**Stated task**
Look below and pull out each line with the word "styles".

**Data**
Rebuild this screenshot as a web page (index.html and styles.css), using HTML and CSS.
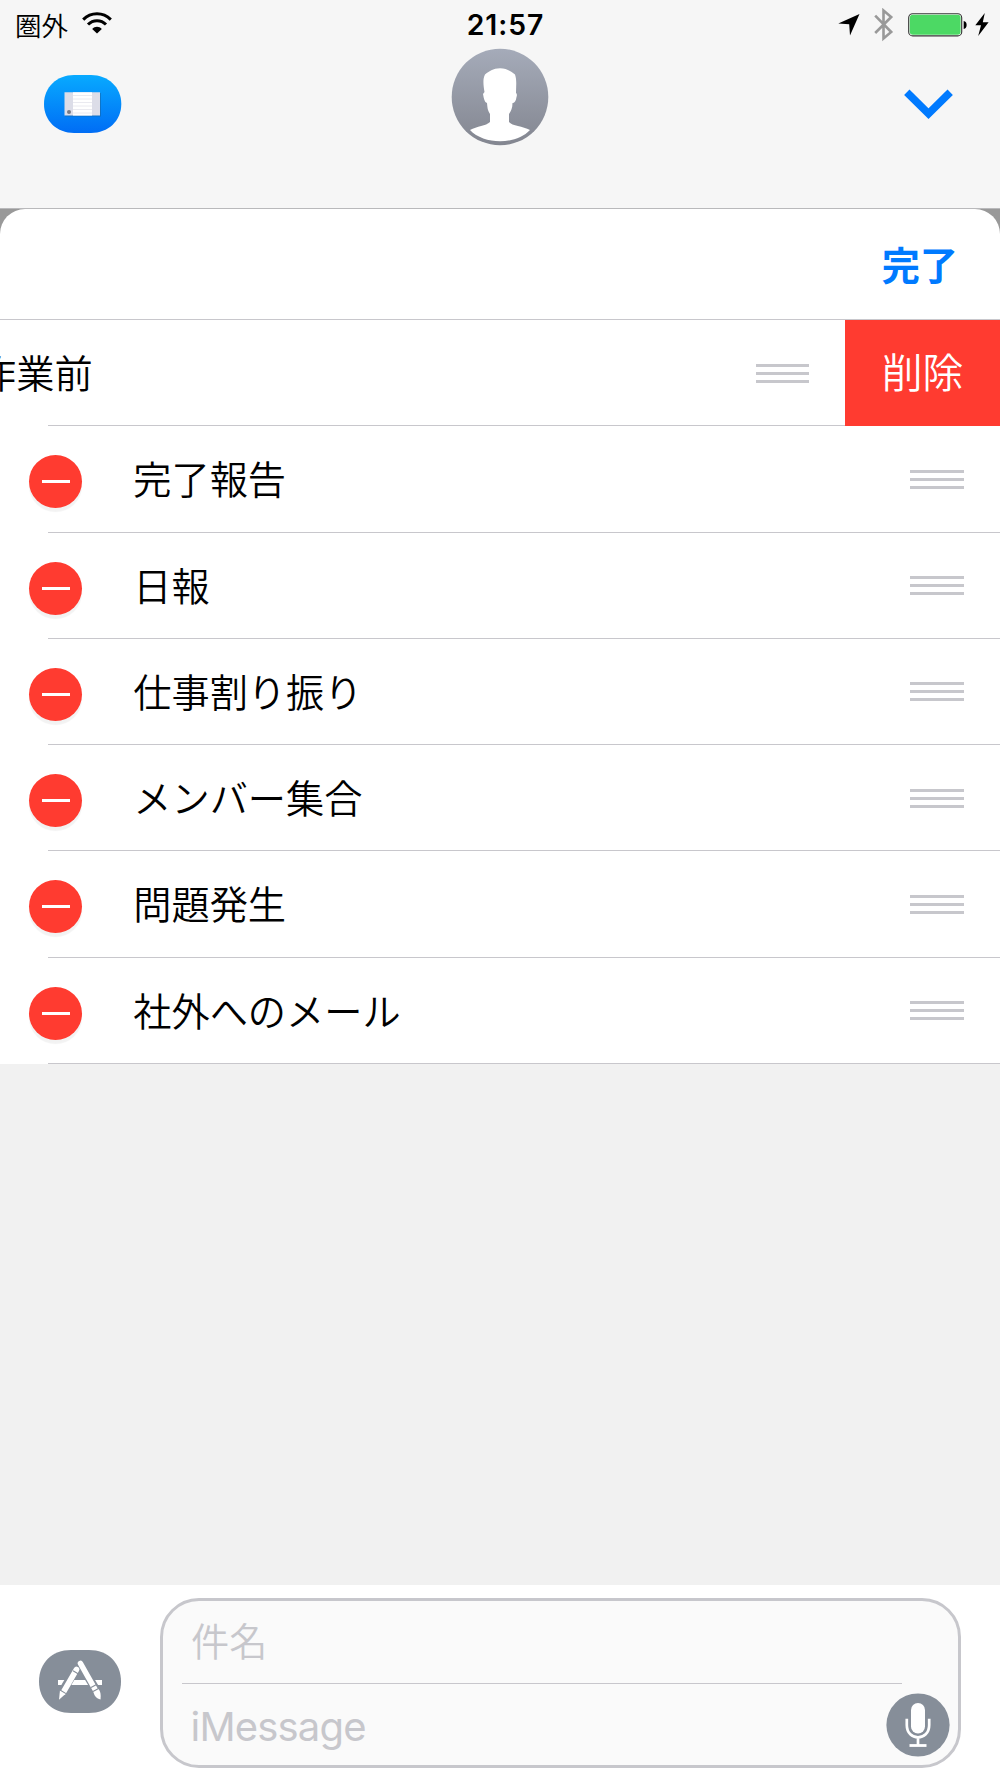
FILE: index.html
```html
<!DOCTYPE html>
<html lang="ja">
<head>
<meta charset="utf-8">
<title>iMessage</title>
<link rel="stylesheet" href="styles.css">
</head>
<body>
<div class="screen">
  <header class="top">
    <div class="status">
      <div class="status-left">
        <span class="carrier">圏外</span>
        <svg class="wifi" width="30" height="22" viewBox="0 0 30 22"><g fill="none" stroke="#000" stroke-width="3"><path d="M1.2 7.6C9-.2 21-.2 28.8 7.6"/><path d="M6 12.5C11 7.4 19 7.4 24 12.5"/></g><path d="M10.200 17C12.800 14.100 17.200 14.100 19.800 17L15 21.600Z"/></svg>
      </div>
      <span class="time">21:57</span>
      <div class="status-right">
        <svg class="location" width="22" height="22" viewBox="0 0 22 22"><path d="M21.500 0L.3 9.600 11.200 10.300 12 21.500Z"/></svg>
        <svg class="bluetooth" width="20" height="34" viewBox="0 0 20 34"><path d="M1.200 7.600L17.200 24 9.500 30.500V2.500L17.200 9 1.200 25" fill="none" stroke="#999" stroke-width="2.600"/></svg>
        <svg class="battery" width="59" height="24" viewBox="0 0 59 24"><rect x=".7" y=".7" width="53" height="22.200" rx="4" fill="#fff" stroke="#333" stroke-width="1.100"/><rect x="1.800" y="1.800" width="50.800" height="20" rx="3" fill="#4cd964"/><path d="M55.700 8C59.600 8.300 59.600 15.700 55.700 16Z"/></svg>
        <svg class="bolt" width="14" height="23" viewBox="0 0 14 23"><path d="M9.800 0L.3 12.300H6L3.200 23 13.600 9.200H7.800Z"/></svg>
      </div>
    </div>
    <div class="nav">
      <div class="app-pill">
        <svg width="78" height="58" viewBox="0 0 78 58"><defs><linearGradient id="blue" x2="0" y2="1"><stop stop-color="#08aaff"/><stop offset="1" stop-color="#006df5"/></linearGradient></defs><path d="M0 29C0 12 13 0 30 0H47C64 0 77.300 12 77.300 29S64 58 47 58H30C13 58 0 46 0 29Z" fill="url(#blue)"/><path d="M21 18H57V41.500H21Z" fill="#17629f" opacity=".55"/><path d="M20.500 17.300H56V40.500H20.500Z" fill="#dcdde8"/><path d="M29 17.300H48V40.500H29Z" fill="#fff"/><path d="M29 20.500H48M29 24H48M29 27.500H48M29 31H48M29 34.500H48M29 38H48" stroke="#eaeaf0"/><circle cx="25" cy="37" r="2" fill="#777a85"/></svg>
      </div>
      <svg class="avatar" width="98" height="98" viewBox="0 0 98 98"><defs><linearGradient id="grey" x2="0" y2="1"><stop stop-color="#a5abb9"/><stop offset="1" stop-color="#838690"/></linearGradient></defs><circle cx="49" cy="49" r="48.300" fill="url(#grey)"/><path d="M49 20.300C56 20.300 60 23.500 64 26.500C66 32 65 39 65 45Q66.500 46 65.500 49C65 53 63.500 55 61.500 55C61.500 60 60 63 58 66V74C61 78 72 78 79 82C65 97 33 97 19 82C26 78 35 78 39 74V66C36.500 62 36.500 60 36 55C33.500 54 33 51 32 46L33.500 44C32.500 38 31.500 31 34 26.500C38 23.500 42 20.300 49 20.300Z" fill="#fff"/></svg>
      <svg class="chevron" width="50" height="32" viewBox="0 0 50 32"><path d="M2.800 3.200L24.500 24.700 46.200 3.200" fill="none" stroke="#007aff" stroke-width="7.600"/></svg>
    </div>
  </header>

  <main class="stage">
    <section class="sheet">
      <div class="toolbar"><span class="done">完了</span></div>
      <div class="row swiped">
        <span class="label">作業前</span>
        <span class="grip"><i></i><i></i><i></i></span>
        <span class="delete"><span>削除</span></span>
      </div>
      <div class="row"><span class="minus"></span><span class="label">完了報告</span><span class="grip"><i></i><i></i><i></i></span></div>
      <div class="row"><span class="minus"></span><span class="label">日報</span><span class="grip"><i></i><i></i><i></i></span></div>
      <div class="row"><span class="minus"></span><span class="label">仕事割り振り</span><span class="grip"><i></i><i></i><i></i></span></div>
      <div class="row"><span class="minus"></span><span class="label">メンバー集合</span><span class="grip"><i></i><i></i><i></i></span></div>
      <div class="row"><span class="minus"></span><span class="label">問題発生</span><span class="grip"><i></i><i></i><i></i></span></div>
      <div class="row"><span class="minus"></span><span class="label">社外へのメール</span><span class="grip"><i></i><i></i><i></i></span></div>
    </section>
  </main>

  <footer class="composer">
    <svg class="apps" width="83" height="63" viewBox="0 0 83 63"><path d="M0 31.500C0 13 13 0 32 0H50C69 0 82 13 82 31.500S69 63 50 63H32C13 63 0 50 0 31.500Z" fill="#868e99"/><path d="M19 32.500H63" stroke="#fff" stroke-width="5.200"/><g stroke="#868e99" stroke-width="8.500"><path d="M38 17L22 44"/><path d="M41 13L60 45"/></g><g stroke="#fff" stroke-width="5.600"><path d="M37.500 19.500L24.500 42" stroke-linecap="round"/><path d="M41.500 13.500L57 41" stroke-linecap="round"/></g><path d="M21 40L27 43.500 20 49.800Z" fill="#fff"/><path d="M54.500 41.500L59.500 39C62 42 61.800 46 61.500 49.500C57.500 48.500 55 46 54.500 41.500Z" fill="#fff"/><path d="M34 20.800L39.500 24M21 40L27 43.600M52 37.500L58 34.200M54 41.500L60 38.200" stroke="#868e99" stroke-width="1.100"/></svg>
    <div class="field">
      <div class="subject">件名</div>
      <div class="message"><span>iMessage</span>
        <svg class="mic" width="64" height="64" viewBox="0 0 64 64"><circle cx="32" cy="32" r="31.600" fill="#868e99"/><rect x="25" y="10" width="14" height="30.500" rx="7" fill="#fff"/><path d="M20.800 25.800V32C20.800 48.500 43.200 48.500 43.200 32V25.800M32 44V53" fill="none" stroke="#fff" stroke-width="2.700"/><path d="M23.500 52.500H40.500" stroke="#fff" stroke-width="2.800"/></svg>
      </div>
    </div>
  </footer>
</div>
</body>
</html>
```
FILE: styles.css
```css
* { box-sizing: border-box; }
body { margin: 0; }
svg { display: block; flex: none; }

.screen {
  display: flex;
  flex-direction: column;
  width: 1000px;
  height: 1778px;
  overflow: hidden;
  background: #f1f1f1;
  color: #000;
  font-family: "Noto Sans CJK JP", sans-serif;
}

.top {
  height: 209px;
  flex: none;
  background: #f6f6f6;
  border-bottom: 1px solid #b9b9bb;
}

.status {
  display: grid;
  grid-template-columns: 1fr auto 1fr;
  align-items: center;
  height: 48px;
}
.status-left { display: flex; align-items: center; padding-left: 15px; }
.carrier { font-size: 26.5px; font-weight: 350; line-height: 44px; margin-top: 1px; }
.wifi { margin: -2px 0 0 14px; }
.time { font: 600 28.3px/44px Inter, sans-serif; letter-spacing: 1px; margin: 2px 0 0 11px; }
.status-right { display: flex; align-items: center; justify-content: flex-end; padding: 1px 11px 0 0; }
.bluetooth { margin-left: 14px; }
.battery { margin-left: 14px; }
.bolt { margin-left: 8px; }

.nav {
  display: grid;
  grid-template-columns: 1fr 98px 1fr;
  align-items: center;
  height: 98px;
}
.app-pill { padding: 13px 0 0 43.5px; }
.chevron { justify-self: end; margin: 15px 46.5px 0 0; }

.stage {
  flex: 1;
  background: linear-gradient(#999 60px, #f1f1f1 60px);
}
.sheet {
  border-radius: 25px 25px 0 0;
  background: #fff;
  overflow: hidden;
}
.toolbar {
  display: flex;
  justify-content: flex-end;
  align-items: center;
  height: 111px;
  padding: 0 42px 2px 0;
  border-bottom: 1px solid #c8c7cc;
}
.done { color: #007aff; font-size: 38.2px; font-weight: 600; }

.row {
  display: flex;
  align-items: center;
  height: 106.25px;
  padding: 0 36.5px 0 29px;
  background: linear-gradient(#c8c7cc, #c8c7cc) 48px 100% / 952px 1px no-repeat;
}
.label {
  flex: 1;
  padding-bottom: 2px;
  font-size: 38.2px;
  font-weight: 350;
  line-height: 56px;
  white-space: nowrap;
}
.minus {
  display: grid;
  place-items: center;
  width: 53px;
  height: 53px;
  margin: 5px 51.3px 0 0;
  border-radius: 50%;
  background: #ff3b30;
  box-shadow: 0 4px 1px rgba(0, 0, 0, .05);
}
.minus::before { content: ""; width: 28px; height: 3px; background: #fff; }
.grip { display: grid; gap: 5px; width: 53.5px; }
.grip i { height: 3px; background: #c7c7cc; }

.swiped { padding: 0; }
.swiped .label { margin-left: -22px; }
.delete {
  display: flex;
  align-items: center;
  justify-content: center;
  width: 155px;
  height: 106.25px;
  padding-bottom: 5px;
  margin-left: 36px;
  background: #ff3b30;
  color: #fff;
  font-size: 40.8px;
  font-weight: 350;
}

.composer {
  display: flex;
  flex: none;
  height: 193.5px;
  padding: 13.5px 39px 0;
  background: #fff;
}
.apps { margin: 52px 37.5px 0 0; }
.field {
  width: 802px;
  height: 170px;
  border: 3px solid #c7c7cc;
  border-radius: 39px;
  background: #fafafa;
  color: #c7c7cc;
}
.subject {
  height: 82.5px;
  width: 720px;
  margin-left: 19.5px;
  padding-left: 9px;
  border-bottom: 1px solid #c8c7cc;
  font-size: 38.2px;
  font-weight: 350;
  line-height: 78px;
}
.message {
  display: flex;
  justify-content: space-between;
  padding: 8px 8px 0 28px;
  font: 400 40px/70px Inter, sans-serif;
  letter-spacing: -.8px;
}
.mic { margin-top: 1px; }
```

**Output**
Rebuild this screenshot as a web page (index.html and styles.css), using HTML and CSS.
<link rel="stylesheet" href="styles.css">
FILE: styles.css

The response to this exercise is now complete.